RECORDS PROVIDED:

--

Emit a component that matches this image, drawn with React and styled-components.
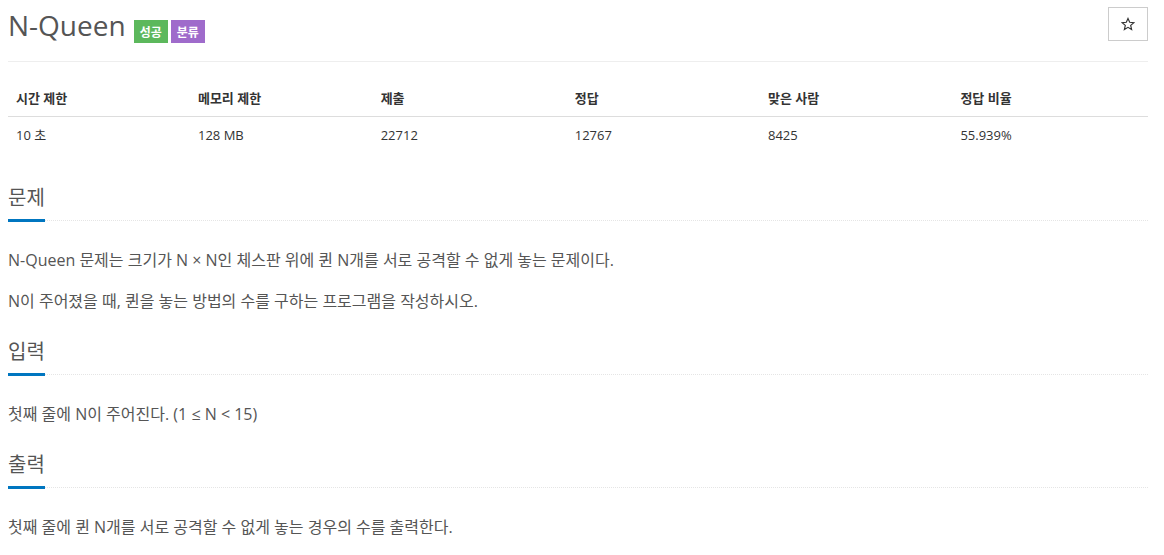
import React from 'react';
import styled, { createGlobalStyle } from 'styled-components';

const GlobalStyle = createGlobalStyle`
  body {
    margin: 0;
    background: #fff;
    font-family: 'Open Sans', 'Noto Sans CJK KR', sans-serif;
    color: #333;
  }
`;

const stats = [
  { label: '시간 제한', value: '10 초', width: 183 },
  { label: '메모리 제한', value: '128 MB', width: 183 },
  { label: '제출', value: '22712', width: 194 },
  { label: '정답', value: '12767', width: 193 },
  { label: '맞은 사람', value: '8425', width: 193 },
  { label: '정답 비율', value: '55.939%', width: 194 },
];

const sections = [
  {
    title: '문제',
    body: [
      'N-Queen 문제는 크기가 N × N인 체스판 위에 퀸 N개를 서로 공격할 수 없게 놓는 문제이다.',
      'N이 주어졌을 때, 퀸을 놓는 방법의 수를 구하는 프로그램을 작성하시오.',
    ],
  },
  { title: '입력', body: ['첫째 줄에 N이 주어진다. (1 ≤ N < 15)'] },
  { title: '출력', body: ['첫째 줄에 퀸 N개를 서로 공격할 수 없게 놓는 경우의 수를 출력한다.'] },
];

const StarIcon = () => (
  <svg width='14' height='14' viewBox='0 0 24 24' fill='none'>
    <path
      d='M12 2.5l2.9 6.6 7.1.6-5.4 4.7 1.6 7-6.2-3.7-6.2 3.7 1.6-7L2 9.7l7.1-.6z'
      stroke='#333'
      strokeWidth='2'
      strokeLinejoin='miter'
    />
  </svg>
);

const App = () => {
  return (
    <Page>
      <GlobalStyle />
      <Header>
        <TitleRow>
          <Title>N-Queen</Title>
          <Badge color='#5cb85c'>성공</Badge>
          <Badge color='#9f6bcb'>분류</Badge>
        </TitleRow>
        <StarButton type='button' aria-label='star'>
          <StarIcon />
        </StarButton>
      </Header>

      <Table>
        <thead>
          <tr>
            {stats.map(s => (
              <Th key={s.label} style={{ width: s.width }}>
                {s.label}
              </Th>
            ))}
          </tr>
        </thead>
        <tbody>
          <tr>
            {stats.map(s => (
              <Td key={s.label}>{s.value}</Td>
            ))}
          </tr>
        </tbody>
      </Table>

      {sections.map((sec, i) => (
        <Section key={sec.title} first={i === 0}>
          <Headline>
            <H2>{sec.title}</H2>
          </Headline>
          <Body>
            {sec.body.map((line, j) => (
              <P key={j}>{line}</P>
            ))}
          </Body>
        </Section>
      ))}
    </Page>
  );
};

const Page = styled.div`
  padding: 0 16px 0 8px;
`;

const Header = styled.div`
  display: flex;
  justify-content: space-between;
  align-items: flex-start;
  padding: 7px 0 18px;
  border-bottom: 1px solid #eee;
`;

const TitleRow = styled.div`
  display: flex;
  align-items: flex-end;
  gap: 3px;
`;

const Title = styled.h1`
  margin: 0 5px 0 0;
  font-family: 'Open Sans', sans-serif;
  font-weight: 400;
  font-size: 28px;
  line-height: 36px;
  color: #555;
`;

const Badge = styled.span`
  display: inline-block;
  height: 23px;
  line-height: 23px;
  padding: 0 6px;
  margin-bottom: 0;
  background: ${p => p.color};
  color: #fff;
  font-size: 12px;
  font-weight: 700;
  font-family: 'Noto Sans CJK KR', sans-serif;
`;

const StarButton = styled.button`
  display: flex;
  align-items: center;
  justify-content: center;
  width: 40px;
  height: 34px;
  border: 1px solid #ccc;
  background: #fff;
  padding: 0;
  cursor: pointer;
`;

const Table = styled.table`
  width: 100%;
  margin-top: 18px;
  border-collapse: collapse;
  font-size: 13px;
`;

const Th = styled.th`
  text-align: left;
  padding: 8px;
  line-height: 20px;
  font-weight: 700;
  border-bottom: 1px solid #ddd;
`;

const Td = styled.td`
  padding: 8px;
  line-height: 20px;
`;

const Section = styled.section`
  margin-top: ${p => (p.first ? '29px' : '20px')};
`;

const Headline = styled.div`
  border-bottom: 1px dotted #e5e5e5;
`;

const H2 = styled.h2`
  display: inline-block;
  margin: 0 0 -2px;
  padding-bottom: 7px;
  border-bottom: 3px solid #0076c0;
  font-size: 20px;
  font-weight: 400;
  line-height: 30px;
  color: #555;
  font-family: 'Noto Sans CJK KR', sans-serif;
`;

const Body = styled.div`
  padding-top: 24px;
`;

const P = styled.p`
  margin: 0 0 11px;
  font-size: 16px;
  line-height: 30px;
  color: #555;
`;

export default App;
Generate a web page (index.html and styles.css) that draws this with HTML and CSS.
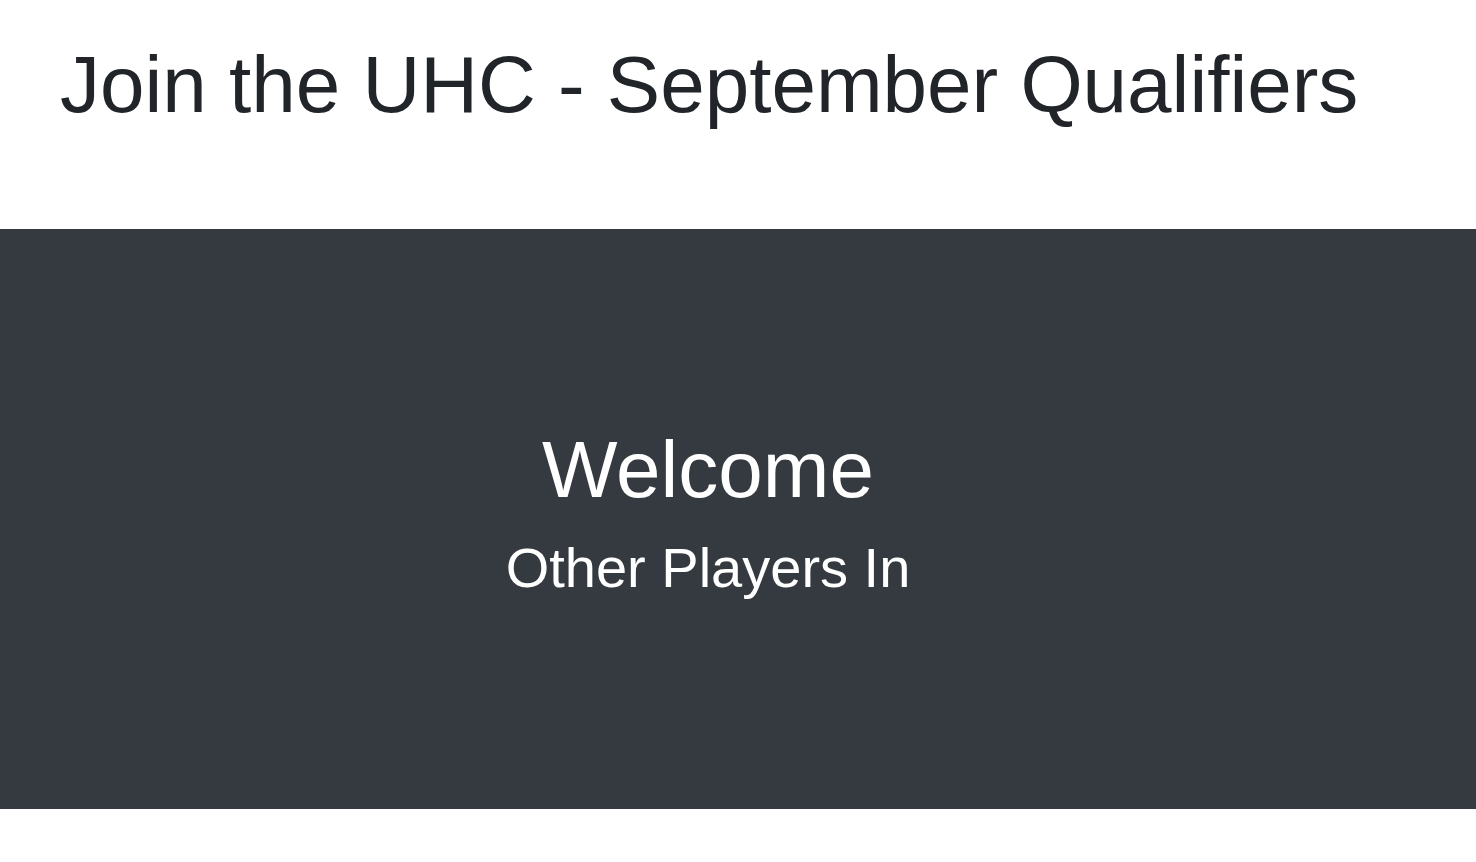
FILE: index.html
```html
<!DOCTYPE html>
<html>
<head>
<meta charset="utf-8">
<link rel="stylesheet" href="styles.css">
</head>
<body>
<header class="page-header">
  <h1 class="title">Join the UHC - September Qualifiers</h1>
</header>
<section class="hero">
  <div class="hero-inner">
    <h2 class="hero-title">Welcome</h2>
    <p class="hero-lead">Other Players In</p>
  </div>
</section>
</body>
</html>
```

FILE: styles.css
```css
html, body {
  margin: 0;
  padding: 0;
  background: #ffffff;
  font-family: "Liberation Sans", Arial, sans-serif;
  color: #212529;
}

.page-header {
  padding: 37px 60px 0 60px;
  height: 229px;
  box-sizing: border-box;
}

.title {
  margin: 0;
  font-size: 80px;
  font-weight: 400;
  line-height: 96px;
}

.hero {
  background: #343a40;
  color: #ffffff;
  padding: 193px 60px 0 0;
  height: 580px;
  box-sizing: border-box;
}

.hero-inner {
  text-align: center;
}

.hero-title {
  margin: 0;
  font-size: 80px;
  font-weight: 400;
  line-height: 96px;
}

.hero-lead {
  margin: 9px 0 0 0;
  font-size: 56px;
  font-weight: 400;
  line-height: 82.5px;
}
```
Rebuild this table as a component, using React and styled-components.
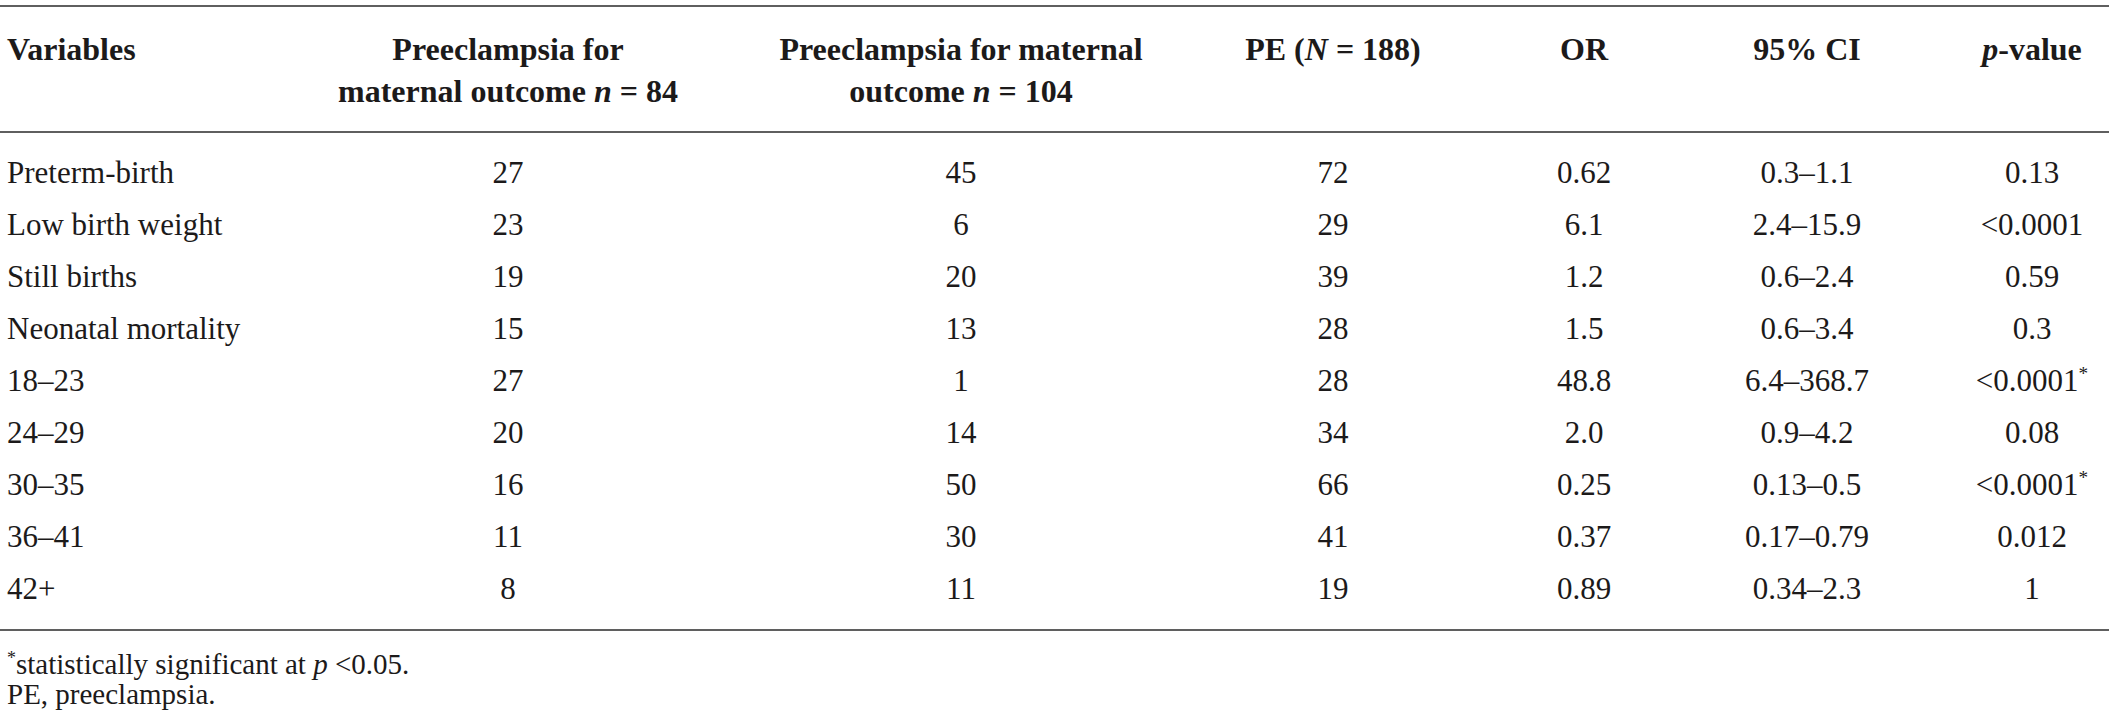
import React from "react";
import styled, { createGlobalStyle } from "styled-components";

const GlobalStyle = createGlobalStyle`
  html, body {
    margin: 0;
    padding: 0;
    background: #ffffff;
  }
  body {
    font-family: "Liberation Serif", "Times New Roman", serif;
    color: #1c1a1a;
  }
`;

// label column, then each data column with the spacer that follows it
const COLS =
  "340px 336px 105px 360px 92px 200px 71px 160px 53px 180px 60px 150px";
const TRACK = [1, 2, 4, 6, 8, 10, 12];

const Page = styled.div`
  width: 2114px;
  height: 725px;
  padding-top: 5px;
  box-sizing: border-box;
`;

const Table = styled.div`
  width: 2109px;
  border-top: 2px solid #5f5f5f;
  border-bottom: 2px solid #5f5f5f;
`;

const HeadRow = styled.div`
  display: grid;
  grid-template-columns: ${COLS};
  padding: 21px 0 19px;
  border-bottom: 2px solid #5f5f5f;
  font-weight: 700;
  font-size: 32px;
  line-height: 42px;
`;

const Body = styled.div`
  padding: 14px 0 14px;
`;

const Row = styled.div`
  display: grid;
  grid-template-columns: ${COLS};
  font-size: 31px;
  line-height: 52px;
`;

const Cell = styled.div`
  grid-column: ${(p) => TRACK[p.$col]};
  display: flex;
  justify-content: ${(p) => (p.$col === 0 ? "flex-start" : "center")};
  padding-left: ${(p) => (p.$col === 0 ? "7px" : "0")};
  white-space: nowrap;
  text-align: center;
`;

const Sup = styled.sup`
  font-size: 0.62em;
  line-height: 0;
  vertical-align: 0.55em;
`;

const Notes = styled.div`
  padding: 18px 0 0 7px;
  font-size: 29px;
  line-height: 30px;
`;

const Note = styled.div``;

const rows = [
  ["Preterm-birth", "27", "45", "72", "0.62", "0.3–1.1", "0.13"],
  ["Low birth weight", "23", "6", "29", "6.1", "2.4–15.9", "<0.0001"],
  ["Still births", "19", "20", "39", "1.2", "0.6–2.4", "0.59"],
  ["Neonatal mortality", "15", "13", "28", "1.5", "0.6–3.4", "0.3"],
  ["18–23", "27", "1", "28", "48.8", "6.4–368.7", "<0.0001*"],
  ["24–29", "20", "14", "34", "2.0", "0.9–4.2", "0.08"],
  ["30–35", "16", "50", "66", "0.25", "0.13–0.5", "<0.0001*"],
  ["36–41", "11", "30", "41", "0.37", "0.17–0.79", "0.012"],
  ["42+", "8", "11", "19", "0.89", "0.34–2.3", "1"],
];

function renderValue(v) {
  if (v.endsWith("*")) {
    return (
      <span>
        {v.slice(0, -1)}
        <Sup>*</Sup>
      </span>
    );
  }
  return <span>{v}</span>;
}

export default function App() {
  return (
    <Page>
      <GlobalStyle />
      <Table>
        <HeadRow>
          <Cell $col={0}>Variables</Cell>
          <Cell $col={1}>
            <span>
              Preeclampsia for
              <br />
              maternal outcome <i>n</i> = 84
            </span>
          </Cell>
          <Cell $col={2}>
            <span>
              Preeclampsia for maternal
              <br />
              outcome <i>n</i> = 104
            </span>
          </Cell>
          <Cell $col={3}>
            <span>
              PE (<i>N</i> = 188)
            </span>
          </Cell>
          <Cell $col={4}>OR</Cell>
          <Cell $col={5}>95% CI</Cell>
          <Cell $col={6}>
            <span>
              <i>p</i>-value
            </span>
          </Cell>
        </HeadRow>
        <Body>
          {rows.map((r) => (
            <Row key={r[0]}>
              {r.map((v, i) => (
                <Cell key={i} $col={i}>
                  {i === 0 ? v : renderValue(v)}
                </Cell>
              ))}
            </Row>
          ))}
        </Body>
      </Table>
      <Notes>
        <Note>
          <Sup>*</Sup>statistically significant at <i>p</i> &lt;0.05.
        </Note>
        <Note>PE, preeclampsia.</Note>
      </Notes>
    </Page>
  );
}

--

EXERCISE DETAILS: Report the number of lines of the listing above that hold the string "React", with no other text.

SOLVED PROBLEM: 4